The OED has cites from 1942 of the word holocaust being used with respect to Nazi treatment of the Jews. Note that some at least of these usages would not refer to the explicit policy of genocide thorugh systematic concentration and murder, which was not widely known at the time; they are probably an instance of an existing usage of holocaust to refer to any great slaughter or massacre. According to the OED, specific application [the Holocaust to refer to the Nazi programme] was introduced by historians during the 1950s, probably as an equivalent to Hebrew ḥurban and shoah used in the same sense, and was popularised from there. In 1957 the Yad Vashem Bulletin talks of, e.g., “the Holocaust period”. “Holocaust studies” goes back to at least 1969; “Holocaust denial/denier” to 1984.

I thought the official programme was known in English as the Final Solution? The Holocaust was the resulting genocide, so named because it was a… holocaust.

The “Final Solution of the Jewish Question” (die Endlösung der Judenfrage) was a euphemism used by Nazi leaders to refer both to the object of eliminating Jews from Europe by killing them (as opposed to, e.g., by deportation/exile) and to the various means adopted to acheive it. I think the term first turns up in documents in the second half of 1941. The Holocaust is the dominant (English-language) term used by historians and others to refer to the same thing.

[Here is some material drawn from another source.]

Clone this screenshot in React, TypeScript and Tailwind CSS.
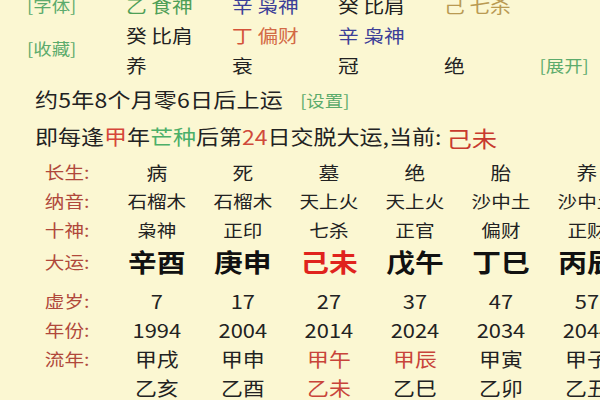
import React from "react";

type Col = {
  cs: string;
  ny: string;
  ss: string;
  dy: string;
  dyRed?: boolean;
  age: string;
  yr: string;
  ln1: string;
  ln1Red?: boolean;
  ln2: string;
  ln2Red?: boolean;
};

const cols: Col[] = [
  { cs: "病", ny: "石榴木", ss: "枭神", dy: "辛酉", age: "7", yr: "1994", ln1: "甲戌", ln2: "乙亥" },
  { cs: "死", ny: "石榴木", ss: "正印", dy: "庚申", age: "17", yr: "2004", ln1: "甲申", ln2: "乙酉" },
  { cs: "墓", ny: "天上火", ss: "七杀", dy: "己未", dyRed: true, age: "27", yr: "2014", ln1: "甲午", ln1Red: true, ln2: "乙未", ln2Red: true },
  { cs: "绝", ny: "天上火", ss: "正官", dy: "戊午", age: "37", yr: "2024", ln1: "甲辰", ln1Red: true, ln2: "乙巳" },
  { cs: "胎", ny: "沙中土", ss: "偏财", dy: "丁巳", age: "47", yr: "2034", ln1: "甲寅", ln2: "乙卯" },
  { cs: "养", ny: "沙中土", ss: "正财", dy: "丙辰", age: "57", yr: "2044", ln1: "甲子", ln2: "乙丑" },
];

function Label({ text }: { text: string }) {
  return (
    <div className="w-[99px] shrink-0 pl-[39px] text-[17px] text-[#b0483b] whitespace-nowrap">
      {text}
    </div>
  );
}

function Cell({ children, className = "" }: { children: React.ReactNode; className?: string }) {
  return (
    <div className={"w-[74.8px] shrink-0 text-center whitespace-nowrap " + className}>{children}</div>
  );
}

export default function App() {
  const font = { fontFamily: '"Noto Sans CJK SC", "Noto Sans", sans-serif' };
  return (
    <div className="w-[600px] h-[400px] overflow-hidden bg-[#fbf7d2] text-[#222222]" style={font}>
      <div className="w-[522px] origin-top-left scale-x-[1.15]">
        {/* top pillars section */}
        <div className="-mt-[10px] grid grid-cols-[109.6px_92.2px_92.2px_92.2px_83px_auto] grid-rows-[30px_30px_30px] items-center text-[18px] leading-none whitespace-nowrap">
          <div className="pl-[23.5px] text-[16px] text-[#5cab6c]">[字体]</div>
          <div className="text-[#4f9f57]">乙 食神</div>
          <div className="text-[#3d3f98]">辛 枭神</div>
          <div>癸 比肩</div>
          <div className="text-[#b99a52]">己 七杀</div>
          <div></div>

          <div className="row-span-2 self-center pl-[23.5px] pb-[4px] text-[16px] text-[#5cab6c]">[收藏]</div>
          <div>癸 比肩</div>
          <div>
            <span className="text-[#d4533a]">丁</span>
            <span className="text-[#d36a45]"> 偏财</span>
          </div>
          <div className="text-[#3d3f98]">辛 枭神</div>
          <div></div>
          <div></div>

          <div>养</div>
          <div>衰</div>
          <div>冠</div>
          <div>绝</div>
          <div className="text-[16px] text-[#5cab6c]">[展开]</div>
        </div>

        {/* info lines */}
        <div className="mt-[4px] flex h-[32px] items-center pl-[30.4px] whitespace-nowrap">
          <span className="w-[230.6px] text-[20px] tracking-[0.2px]">约5年8个月零6日后上运</span>
          <span className="text-[16px] text-[#5cab6c]">[设置]</span>
        </div>
        <div className="mt-[5px] flex h-[32px] items-center pl-[30.4px] whitespace-nowrap text-[20px]">
          <span>即每逢</span>
          <span className="text-[#d6463a]">甲</span>
          <span>年</span>
          <span className="text-[#4caf68]">芒种</span>
          <span>后第</span>
          <span className="text-[#d04a3a]">24</span>
          <span>日交脱大运,当前:&nbsp;</span>
          <span className="text-[22px] text-[#c83a2e]">己未</span>
        </div>

        {/* luck table */}
        <div className="mt-[4px] flex flex-col leading-none">
          <div className="flex h-[29px] items-center">
            <Label text="长生:" />
            {cols.map((c, i) => (
              <Cell key={i} className="text-[18px]">{c.cs}</Cell>
            ))}
          </div>
          <div className="flex h-[29px] items-center">
            <Label text="纳音:" />
            {cols.map((c, i) => (
              <Cell key={i} className="text-[17px]">{c.ny}</Cell>
            ))}
          </div>
          <div className="flex h-[29px] items-center">
            <Label text="十神:" />
            {cols.map((c, i) => (
              <Cell key={i} className="text-[17px]">{c.ss}</Cell>
            ))}
          </div>
          <div className="mb-[7px] flex h-[34px] items-center">
            <Label text="大运:" />
            {cols.map((c, i) => (
              <Cell
                key={i}
                className={"text-[25px] font-bold " + (c.dyRed ? "text-[#e0231d]" : "text-[#111111]")}
              >
                {c.dy}
              </Cell>
            ))}
          </div>
          <div className="flex h-[30px] items-center">
            <Label text="虚岁:" />
            {cols.map((c, i) => (
              <Cell key={i} className="text-[19px]">{c.age}</Cell>
            ))}
          </div>
          <div className="flex h-[29px] items-center">
            <Label text="年份:" />
            {cols.map((c, i) => (
              <Cell key={i} className="text-[19px]">{c.yr}</Cell>
            ))}
          </div>
          <div className="flex h-[29px] items-center">
            <Label text="流年:" />
            {cols.map((c, i) => (
              <Cell key={i} className={"text-[19px] " + (c.ln1Red ? "text-[#c8443a]" : "")}>
                {c.ln1}
              </Cell>
            ))}
          </div>
          <div className="flex h-[29px] items-center">
            <div className="w-[99px] shrink-0" />
            {cols.map((c, i) => (
              <Cell key={i} className={"text-[19px] " + (c.ln2Red ? "text-[#c8443a]" : "")}>
                {c.ln2}
              </Cell>
            ))}
          </div>
        </div>
      </div>
    </div>
  );
}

Here is a link to an article about the word being applied to the extermination of Jews by Nazis. An American Army doctor whose unit liberated the camps referred to the Holocaust in letters in 1945. It’s one of the first usages of the term.

Missed the edit window, but the article confirms what other people here have mentioned, that the Holocaust didn’t become the formal name for the Nazi program until sometime in the 70s.

As someone born in the early eighties, this is just so bazaar.

So there was this big huge event in history, and it took people decades to come up with a common name for it? :confused:

It seems like it only takes hours for the the world to come up with names for major events now. (Hint: just add -gate to the end of it!)